No entender de Merkel, a salvaguarda da ausência de fronteira está no acordo para resolver um problema, portanto, se outra solução for encontrada para o solucionar, ela estará receptiva. O que soou a música nos ouvidos de Boris Johnson que preferiu sempre o tom conciliador e nem se deixou embalar pela pergunta de um jornalista britânico sobre se as visitas a Angela Merkel e a Emmanuel Macron na quinta-feira não eram apenas o prelúdio para um ataque a Bruxelas pelo fracasso do acordo. “Se pudermos fazer isso”, retirar a salvaguarda do texto, “estou absolutamente convencido que podemos avançar”.

Campanha eleitoral

A pergunta do jornalista britânico reflecte a ideia defendida por muitos analistas e políticos, para quem a ameaça de saída sem acordo estabelecida pela carta que Boris Johnson enviou ao presidente do Conselho Europeu, Donald Tusk, na segunda-feira, é apenas um discurso para consumo interno, um discurso de campanha, uma forma de mostrar ao eleitorado britânico que Bruxelas terá a culpa dos infortúnios económicos que possam advir de uma saída não consensualizada.

Outros consideram que se trata de um bluff para fazer a Europa ceder à última da hora, aceitando retirar a salvaguarda e evitar ondas negativas para a economia deste lado do Canal da Mancha. Merkel, por exemplo, com uma economia a deteriorar-se, quer tudo menos um impacto negativo nas suas exportações que tragam mais problemas à Alemanha.

Em França, Emmanuel Macron, que esta quinta-feira recebe Johnson, acredita que já não há nada a fazer e que haverá mesmo uma saída sem acordo. “O cenário mais provável agora é o cenário sem acordo”, disse à Reuters uma fonte do Gabinete presidencial francês.

“Se o Reino Unido considera que o backstop é completamente para excluir, está no seu direito, mas nesse caso limita a possibilidade de chegar a um acordo”, referiu a mesma fonte.

A verdade é que Boris Johnson, apesar de não ter sido eleito primeiro-ministro – chegou ao poder através de voto interno dos conservadores depois da demissão de Theresa May –, tem todas as sondagens do seu lado, mostrando que o seu discurso em relação ao “Brexit” encontra eco no eleitorado britânico.

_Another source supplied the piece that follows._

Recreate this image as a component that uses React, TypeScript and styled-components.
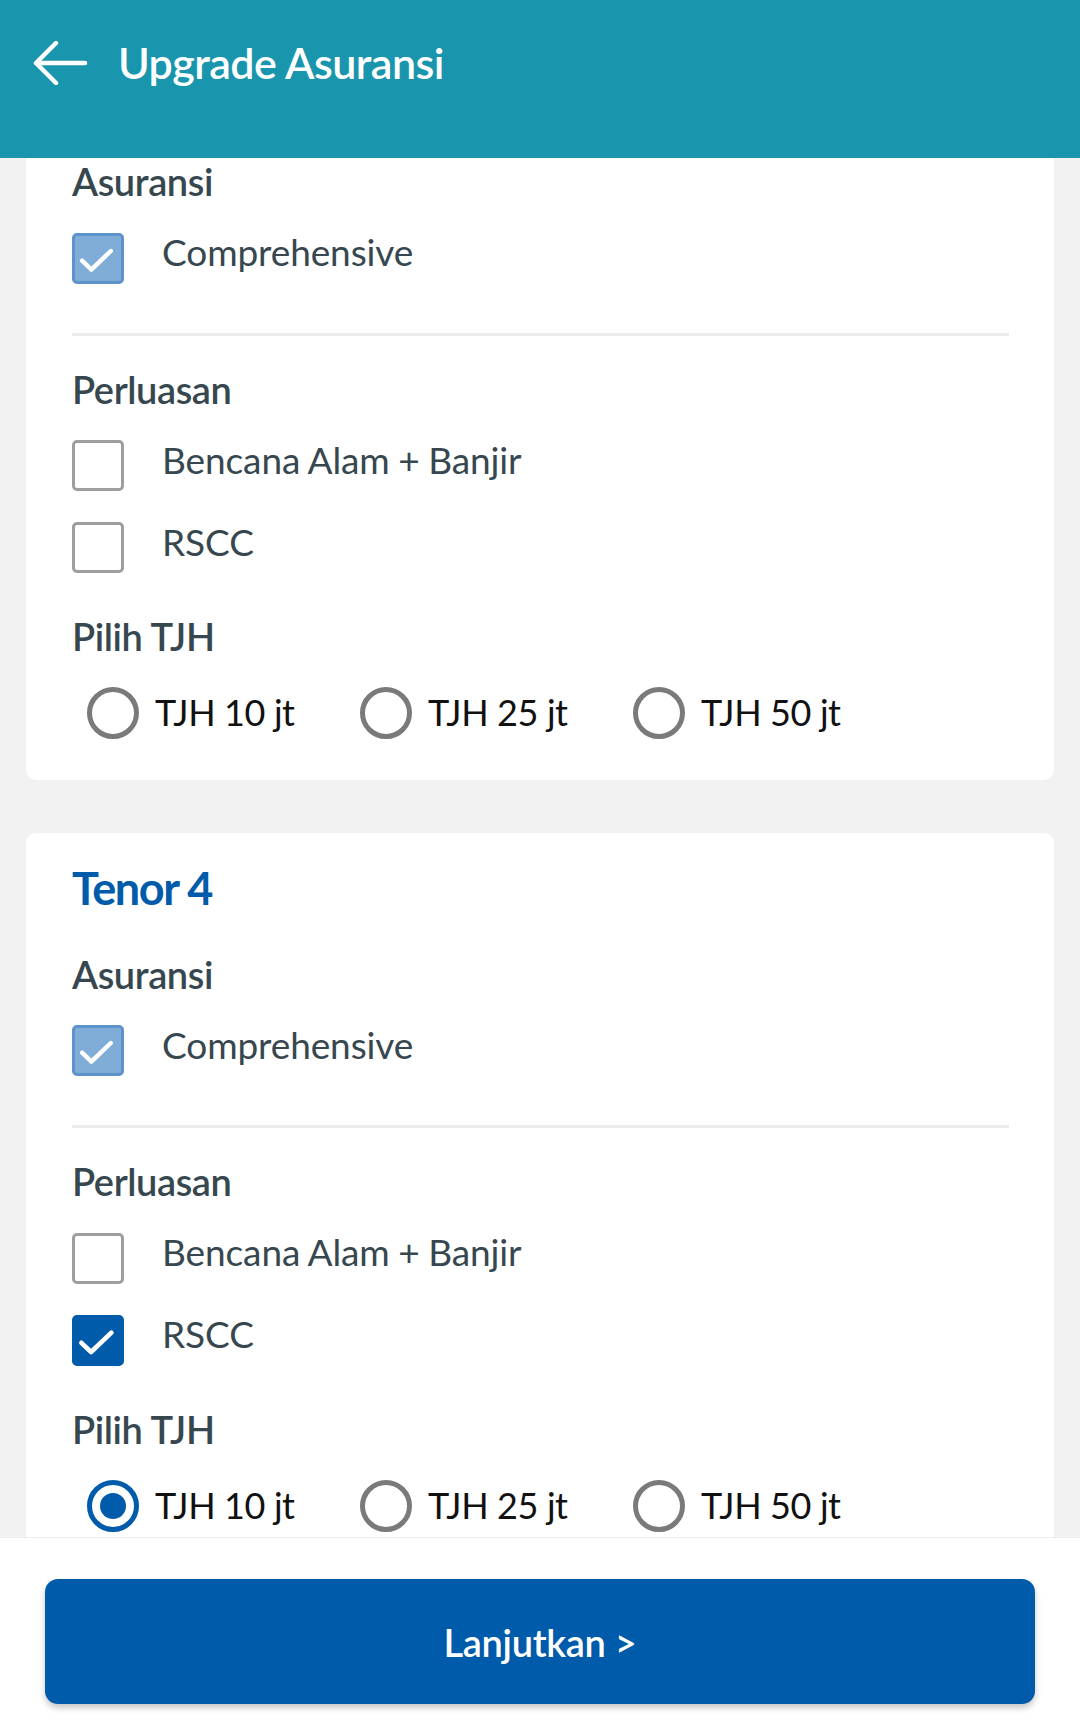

Nas eleições europeias de Maio, os conservadores britânicos ainda liderados por May, foram derrotados em toda a linha, alcançando o pior resultado da sua história, com apenas 9%. Todas as sondagens de Agosto dão agora aos tories a liderança nas intenções de voto, com três a nove pontos percentuais de diferença para os Trabalhistas. O último inquérito de opinião da Kantar vai mais longe, segundo a Reuters, dando os conservadores a subir 17% desde Maio, passando de 25% para 42%, e os trabalhistas a descer de 34% para 28%.